# [Dataset]
--- BEGIN ---

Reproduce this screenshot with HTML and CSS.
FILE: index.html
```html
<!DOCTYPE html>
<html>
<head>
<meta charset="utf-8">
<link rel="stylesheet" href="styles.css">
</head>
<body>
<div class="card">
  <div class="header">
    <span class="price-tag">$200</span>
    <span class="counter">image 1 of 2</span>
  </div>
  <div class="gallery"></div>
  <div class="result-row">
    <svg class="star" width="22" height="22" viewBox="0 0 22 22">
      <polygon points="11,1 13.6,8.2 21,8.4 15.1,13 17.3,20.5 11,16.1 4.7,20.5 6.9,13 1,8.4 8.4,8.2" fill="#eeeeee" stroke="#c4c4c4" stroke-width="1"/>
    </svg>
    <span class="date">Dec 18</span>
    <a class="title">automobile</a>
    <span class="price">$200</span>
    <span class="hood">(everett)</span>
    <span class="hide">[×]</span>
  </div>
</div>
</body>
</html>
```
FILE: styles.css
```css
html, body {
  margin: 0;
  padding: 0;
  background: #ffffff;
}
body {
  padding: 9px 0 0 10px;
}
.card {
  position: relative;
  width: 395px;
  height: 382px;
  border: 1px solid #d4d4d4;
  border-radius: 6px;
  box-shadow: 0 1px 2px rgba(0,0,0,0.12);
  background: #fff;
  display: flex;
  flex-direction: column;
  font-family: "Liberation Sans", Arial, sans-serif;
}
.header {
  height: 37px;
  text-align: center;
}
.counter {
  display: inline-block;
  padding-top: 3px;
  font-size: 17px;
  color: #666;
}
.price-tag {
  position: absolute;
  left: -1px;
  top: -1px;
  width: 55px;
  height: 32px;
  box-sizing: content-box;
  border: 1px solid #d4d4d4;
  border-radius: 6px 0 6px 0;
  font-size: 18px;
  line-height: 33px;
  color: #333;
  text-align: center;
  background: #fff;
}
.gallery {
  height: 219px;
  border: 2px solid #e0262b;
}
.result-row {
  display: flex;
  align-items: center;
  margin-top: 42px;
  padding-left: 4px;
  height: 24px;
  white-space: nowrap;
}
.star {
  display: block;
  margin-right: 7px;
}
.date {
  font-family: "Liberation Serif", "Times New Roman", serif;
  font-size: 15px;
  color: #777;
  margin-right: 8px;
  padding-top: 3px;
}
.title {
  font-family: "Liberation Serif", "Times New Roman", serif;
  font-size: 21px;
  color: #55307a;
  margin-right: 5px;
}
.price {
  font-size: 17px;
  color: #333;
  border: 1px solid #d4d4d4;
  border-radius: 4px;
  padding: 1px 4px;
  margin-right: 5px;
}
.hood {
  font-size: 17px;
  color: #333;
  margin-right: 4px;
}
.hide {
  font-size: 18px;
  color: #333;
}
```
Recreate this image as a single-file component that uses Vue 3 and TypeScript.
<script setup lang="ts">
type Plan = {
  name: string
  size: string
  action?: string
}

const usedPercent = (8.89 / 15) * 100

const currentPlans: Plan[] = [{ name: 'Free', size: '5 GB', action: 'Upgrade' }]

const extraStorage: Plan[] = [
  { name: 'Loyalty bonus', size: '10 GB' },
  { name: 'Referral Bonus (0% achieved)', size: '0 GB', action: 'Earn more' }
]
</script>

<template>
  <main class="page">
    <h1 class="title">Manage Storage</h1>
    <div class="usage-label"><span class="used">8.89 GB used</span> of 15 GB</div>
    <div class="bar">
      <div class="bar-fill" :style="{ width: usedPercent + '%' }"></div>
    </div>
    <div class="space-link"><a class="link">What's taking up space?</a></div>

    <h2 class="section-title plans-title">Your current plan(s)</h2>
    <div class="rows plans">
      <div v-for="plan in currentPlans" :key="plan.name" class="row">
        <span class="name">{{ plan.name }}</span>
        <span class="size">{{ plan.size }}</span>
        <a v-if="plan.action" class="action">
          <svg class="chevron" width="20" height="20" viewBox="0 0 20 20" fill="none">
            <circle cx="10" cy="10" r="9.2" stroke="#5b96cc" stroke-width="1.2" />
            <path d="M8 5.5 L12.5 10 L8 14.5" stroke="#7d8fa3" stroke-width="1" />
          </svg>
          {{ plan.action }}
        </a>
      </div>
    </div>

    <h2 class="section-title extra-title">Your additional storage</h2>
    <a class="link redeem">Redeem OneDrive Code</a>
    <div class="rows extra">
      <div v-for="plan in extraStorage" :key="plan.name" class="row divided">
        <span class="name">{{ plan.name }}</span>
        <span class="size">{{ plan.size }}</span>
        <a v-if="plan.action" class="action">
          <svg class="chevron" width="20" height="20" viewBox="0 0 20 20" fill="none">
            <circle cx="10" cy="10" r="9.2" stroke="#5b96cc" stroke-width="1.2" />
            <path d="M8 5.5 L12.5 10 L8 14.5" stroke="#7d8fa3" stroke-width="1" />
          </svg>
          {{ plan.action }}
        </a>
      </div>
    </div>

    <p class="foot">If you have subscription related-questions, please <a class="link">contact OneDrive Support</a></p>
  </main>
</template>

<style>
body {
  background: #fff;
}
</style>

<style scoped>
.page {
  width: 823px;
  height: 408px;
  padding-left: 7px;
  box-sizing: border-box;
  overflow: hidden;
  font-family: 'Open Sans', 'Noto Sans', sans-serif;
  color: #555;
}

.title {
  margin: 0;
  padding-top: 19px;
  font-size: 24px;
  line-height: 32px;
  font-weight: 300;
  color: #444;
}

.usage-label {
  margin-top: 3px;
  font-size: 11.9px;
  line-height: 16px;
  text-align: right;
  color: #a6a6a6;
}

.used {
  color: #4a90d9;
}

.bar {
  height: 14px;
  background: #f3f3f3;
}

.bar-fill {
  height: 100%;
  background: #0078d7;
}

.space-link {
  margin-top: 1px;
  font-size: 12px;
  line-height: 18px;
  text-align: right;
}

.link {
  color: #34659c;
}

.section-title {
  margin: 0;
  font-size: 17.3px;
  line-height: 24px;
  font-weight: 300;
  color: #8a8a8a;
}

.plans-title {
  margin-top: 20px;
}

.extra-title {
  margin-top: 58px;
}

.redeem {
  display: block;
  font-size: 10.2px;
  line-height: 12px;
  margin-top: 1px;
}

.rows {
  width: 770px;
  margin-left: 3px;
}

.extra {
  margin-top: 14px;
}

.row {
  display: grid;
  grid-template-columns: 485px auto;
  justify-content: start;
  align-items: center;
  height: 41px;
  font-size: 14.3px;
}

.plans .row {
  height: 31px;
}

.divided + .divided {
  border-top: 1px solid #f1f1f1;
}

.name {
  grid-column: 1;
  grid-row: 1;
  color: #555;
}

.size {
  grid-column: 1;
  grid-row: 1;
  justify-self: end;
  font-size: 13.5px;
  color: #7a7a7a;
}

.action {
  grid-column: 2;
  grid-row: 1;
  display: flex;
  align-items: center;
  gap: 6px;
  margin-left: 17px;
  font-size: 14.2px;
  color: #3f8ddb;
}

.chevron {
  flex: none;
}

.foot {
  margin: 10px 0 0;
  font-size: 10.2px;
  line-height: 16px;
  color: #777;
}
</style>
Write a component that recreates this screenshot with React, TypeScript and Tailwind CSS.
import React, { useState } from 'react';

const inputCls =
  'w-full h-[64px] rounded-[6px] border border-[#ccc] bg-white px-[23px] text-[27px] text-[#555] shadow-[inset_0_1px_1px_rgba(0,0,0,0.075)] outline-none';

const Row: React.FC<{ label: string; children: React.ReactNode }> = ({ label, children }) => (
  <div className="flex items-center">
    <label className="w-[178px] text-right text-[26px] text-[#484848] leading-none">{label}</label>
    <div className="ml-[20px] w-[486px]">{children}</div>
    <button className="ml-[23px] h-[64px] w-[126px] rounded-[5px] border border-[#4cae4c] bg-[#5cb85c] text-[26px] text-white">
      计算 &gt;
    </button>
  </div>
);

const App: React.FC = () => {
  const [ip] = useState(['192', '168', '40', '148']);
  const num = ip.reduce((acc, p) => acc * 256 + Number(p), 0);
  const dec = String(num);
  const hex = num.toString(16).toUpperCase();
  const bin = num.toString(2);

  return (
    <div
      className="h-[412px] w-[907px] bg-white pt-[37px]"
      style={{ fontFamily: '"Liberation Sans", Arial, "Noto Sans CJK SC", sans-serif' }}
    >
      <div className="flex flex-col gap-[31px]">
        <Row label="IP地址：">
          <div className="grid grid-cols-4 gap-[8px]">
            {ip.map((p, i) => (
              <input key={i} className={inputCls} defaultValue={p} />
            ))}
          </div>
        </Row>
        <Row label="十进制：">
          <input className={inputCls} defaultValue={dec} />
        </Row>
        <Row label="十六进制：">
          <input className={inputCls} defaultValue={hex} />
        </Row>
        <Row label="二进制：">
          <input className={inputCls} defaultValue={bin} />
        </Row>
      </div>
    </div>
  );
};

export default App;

--- END ---
--- BEGIN ---

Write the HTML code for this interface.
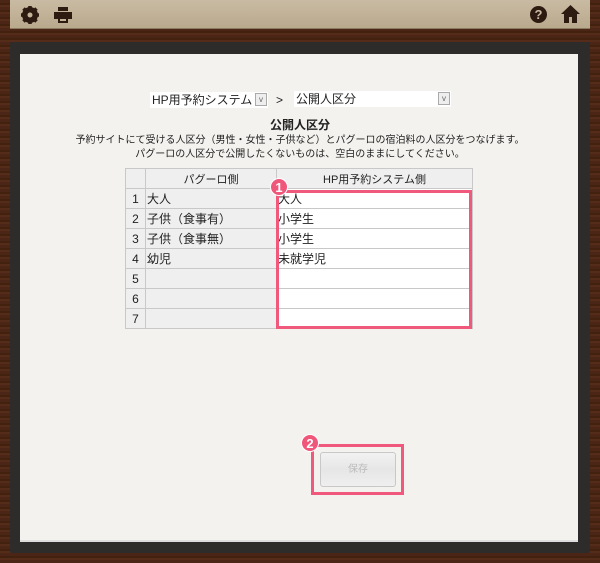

--- END ---

# [Required task]
Report how many lines in the data contain the word "this", with no words besides the number.

# [Exercise answer]
4